Naoum Mokarzel (sometimes spelled "Naʿum Mukarzil"; Arabic: نعوم مكرزل‎‎ / ALA-LC: Naʻūm Mūkarzil; August 2, 1864 – April 5, 1932) was an influential intellectual and publisher who immigrated to the United States from Mount Lebanon in Ottoman Syria. He established Al-Hoda, the largest Arabic daily in North America and facilitated Arabic printing by adapting the linotype machine to the Arabic script with his brother Salloum. Mokarzel was a strident and impassioned writer who used his publishing house to print a number of books and to circulate Maronitism and Lebanese nationalism. He was involved in a number of sectarian brawls and legal disputes particularly with the publishers of rival Arabic New York-based newspapers, and his unwavering stances and criticism of the Syro-Lebanese diaspora community often engendered controversy and politico-sectarian division.

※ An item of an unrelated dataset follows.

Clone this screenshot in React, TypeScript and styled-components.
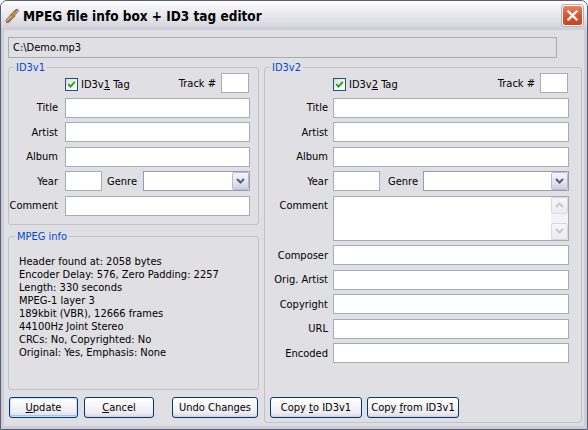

Mokarzel was born into a Maronite Catholic family from the town of Freike in Mount Lebanon, then a semi-autonomous province of the Ottoman Empire. His father Antoun, a Maronite priest, and his mother Barbara Mokarzel née Akl were influential figures in local civic and political affairs. Mokarzel attended school at the College La Sagesse in Beirut and received higher education at the Jesuit Saint Joseph University in Beirut. After graduation, Mokarzel moved to Cairo, Egypt where he landed a job teaching literature at the Jesuit college; he became ill with fever after a year there and returned to his hometown in 1886 where he founded a boarding school. Mokarzel's return to Lebanon was brief and he soon decided to move to the United States. Mokarzel traveled with two relatives, Abdo Rihani and the latter's nephew, Ameen, who would become a major figure in the Mahjar literary movement.